• **Data lines**
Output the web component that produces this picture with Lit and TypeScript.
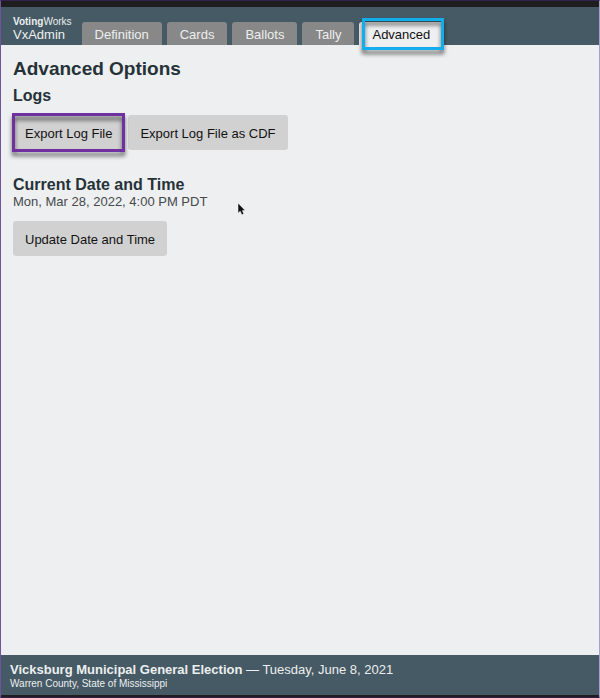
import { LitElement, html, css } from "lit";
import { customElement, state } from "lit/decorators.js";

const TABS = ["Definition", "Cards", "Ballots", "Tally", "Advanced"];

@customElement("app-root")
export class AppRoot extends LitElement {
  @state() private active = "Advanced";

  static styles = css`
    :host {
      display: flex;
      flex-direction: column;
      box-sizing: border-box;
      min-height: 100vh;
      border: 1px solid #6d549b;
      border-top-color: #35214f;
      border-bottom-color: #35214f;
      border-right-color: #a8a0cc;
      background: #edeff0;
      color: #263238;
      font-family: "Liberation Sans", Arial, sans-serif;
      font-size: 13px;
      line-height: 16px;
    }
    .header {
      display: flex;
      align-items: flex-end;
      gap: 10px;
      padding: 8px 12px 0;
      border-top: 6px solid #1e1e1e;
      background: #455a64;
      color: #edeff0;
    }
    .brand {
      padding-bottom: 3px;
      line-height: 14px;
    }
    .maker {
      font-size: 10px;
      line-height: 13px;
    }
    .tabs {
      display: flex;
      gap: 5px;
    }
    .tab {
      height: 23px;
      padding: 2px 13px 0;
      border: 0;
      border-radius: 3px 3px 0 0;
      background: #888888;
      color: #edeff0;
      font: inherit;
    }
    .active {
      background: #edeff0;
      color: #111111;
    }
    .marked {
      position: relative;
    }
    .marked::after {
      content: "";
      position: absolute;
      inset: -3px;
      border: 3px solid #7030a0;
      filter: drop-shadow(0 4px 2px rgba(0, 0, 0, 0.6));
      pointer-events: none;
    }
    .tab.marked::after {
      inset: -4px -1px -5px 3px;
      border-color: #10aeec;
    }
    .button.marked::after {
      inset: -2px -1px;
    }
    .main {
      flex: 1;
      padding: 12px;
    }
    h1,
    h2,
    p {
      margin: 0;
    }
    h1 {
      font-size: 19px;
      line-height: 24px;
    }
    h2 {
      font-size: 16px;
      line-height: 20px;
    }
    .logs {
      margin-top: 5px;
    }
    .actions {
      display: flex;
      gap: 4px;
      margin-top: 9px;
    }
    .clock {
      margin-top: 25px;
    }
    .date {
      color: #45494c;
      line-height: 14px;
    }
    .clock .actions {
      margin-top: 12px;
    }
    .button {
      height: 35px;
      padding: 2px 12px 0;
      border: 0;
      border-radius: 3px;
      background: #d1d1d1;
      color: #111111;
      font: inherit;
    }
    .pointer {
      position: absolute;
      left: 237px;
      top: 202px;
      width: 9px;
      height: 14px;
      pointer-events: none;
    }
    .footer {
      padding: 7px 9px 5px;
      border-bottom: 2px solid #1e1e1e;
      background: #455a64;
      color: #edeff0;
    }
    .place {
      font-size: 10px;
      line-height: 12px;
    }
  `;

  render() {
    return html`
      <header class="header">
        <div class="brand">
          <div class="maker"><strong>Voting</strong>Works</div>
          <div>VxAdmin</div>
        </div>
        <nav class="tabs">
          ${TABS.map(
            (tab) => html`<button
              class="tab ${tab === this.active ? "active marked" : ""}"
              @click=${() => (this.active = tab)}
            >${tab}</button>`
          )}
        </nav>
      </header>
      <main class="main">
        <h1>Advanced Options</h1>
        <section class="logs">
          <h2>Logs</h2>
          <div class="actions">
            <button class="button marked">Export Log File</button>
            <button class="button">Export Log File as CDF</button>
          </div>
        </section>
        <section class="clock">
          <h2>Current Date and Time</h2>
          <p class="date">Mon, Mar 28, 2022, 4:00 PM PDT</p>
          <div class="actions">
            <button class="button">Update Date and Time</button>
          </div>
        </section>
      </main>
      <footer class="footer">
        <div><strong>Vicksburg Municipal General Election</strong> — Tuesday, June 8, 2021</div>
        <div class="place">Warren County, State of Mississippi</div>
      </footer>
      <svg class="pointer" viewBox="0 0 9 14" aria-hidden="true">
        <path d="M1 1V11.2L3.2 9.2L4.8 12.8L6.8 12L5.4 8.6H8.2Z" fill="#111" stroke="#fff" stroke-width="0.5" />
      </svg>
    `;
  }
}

• **What you have to do**
All of the data above should be quoted exactly, except for the pictures.

• **Response to the exercise**
Output the web component that produces this picture with Lit and TypeScript.
import { LitElement, html, css } from "lit";
import { customElement, state } from "lit/decorators.js";

const TABS = ["Definition", "Cards", "Ballots", "Tally", "Advanced"];

@customElement("app-root")
export class AppRoot extends LitElement {
  @state() private active = "Advanced";

  static styles = css`
    :host {
      display: flex;
      flex-direction: column;
      box-sizing: border-box;
      min-height: 100vh;
      border: 1px solid #6d549b;
      border-top-color: #35214f;
      border-bottom-color: #35214f;
      border-right-color: #a8a0cc;
      background: #edeff0;
      color: #263238;
      font-family: "Liberation Sans", Arial, sans-serif;
      font-size: 13px;
      line-height: 16px;
    }
    .header {
      display: flex;
      align-items: flex-end;
      gap: 10px;
      padding: 8px 12px 0;
      border-top: 6px solid #1e1e1e;
      background: #455a64;
      color: #edeff0;
    }
    .brand {
      padding-bottom: 3px;
      line-height: 14px;
    }
    .maker {
      font-size: 10px;
      line-height: 13px;
    }
    .tabs {
      display: flex;
      gap: 5px;
    }
    .tab {
      height: 23px;
      padding: 2px 13px 0;
      border: 0;
      border-radius: 3px 3px 0 0;
      background: #888888;
      color: #edeff0;
      font: inherit;
    }
    .active {
      background: #edeff0;
      color: #111111;
    }
    .marked {
      position: relative;
    }
    .marked::after {
      content: "";
      position: absolute;
      inset: -3px;
      border: 3px solid #7030a0;
      filter: drop-shadow(0 4px 2px rgba(0, 0, 0, 0.6));
      pointer-events: none;
    }
    .tab.marked::after {
      inset: -4px -1px -5px 3px;
      border-color: #10aeec;
    }
    .button.marked::after {
      inset: -2px -1px;
    }
    .main {
      flex: 1;
      padding: 12px;
    }
    h1,
    h2,
    p {
      margin: 0;
    }
    h1 {
      font-size: 19px;
      line-height: 24px;
    }
    h2 {
      font-size: 16px;
      line-height: 20px;
    }
    .logs {
      margin-top: 5px;
    }
    .actions {
      display: flex;
      gap: 4px;
      margin-top: 9px;
    }
    .clock {
      margin-top: 25px;
    }
    .date {
      color: #45494c;
      line-height: 14px;
    }
    .clock .actions {
      margin-top: 12px;
    }
    .button {
      height: 35px;
      padding: 2px 12px 0;
      border: 0;
      border-radius: 3px;
      background: #d1d1d1;
      color: #111111;
      font: inherit;
    }
    .pointer {
      position: absolute;
      left: 237px;
      top: 202px;
      width: 9px;
      height: 14px;
      pointer-events: none;
    }
    .footer {
      padding: 7px 9px 5px;
      border-bottom: 2px solid #1e1e1e;
      background: #455a64;
      color: #edeff0;
    }
    .place {
      font-size: 10px;
      line-height: 12px;
    }
  `;

  render() {
    return html`
      <header class="header">
        <div class="brand">
          <div class="maker"><strong>Voting</strong>Works</div>
          <div>VxAdmin</div>
        </div>
        <nav class="tabs">
          ${TABS.map(
            (tab) => html`<button
              class="tab ${tab === this.active ? "active marked" : ""}"
              @click=${() => (this.active = tab)}
            >${tab}</button>`
          )}
        </nav>
      </header>
      <main class="main">
        <h1>Advanced Options</h1>
        <section class="logs">
          <h2>Logs</h2>
          <div class="actions">
            <button class="button marked">Export Log File</button>
            <button class="button">Export Log File as CDF</button>
          </div>
        </section>
        <section class="clock">
          <h2>Current Date and Time</h2>
          <p class="date">Mon, Mar 28, 2022, 4:00 PM PDT</p>
          <div class="actions">
            <button class="button">Update Date and Time</button>
          </div>
        </section>
      </main>
      <footer class="footer">
        <div><strong>Vicksburg Municipal General Election</strong> — Tuesday, June 8, 2021</div>
        <div class="place">Warren County, State of Mississippi</div>
      </footer>
      <svg class="pointer" viewBox="0 0 9 14" aria-hidden="true">
        <path d="M1 1V11.2L3.2 9.2L4.8 12.8L6.8 12L5.4 8.6H8.2Z" fill="#111" stroke="#fff" stroke-width="0.5" />
      </svg>
    `;
  }
}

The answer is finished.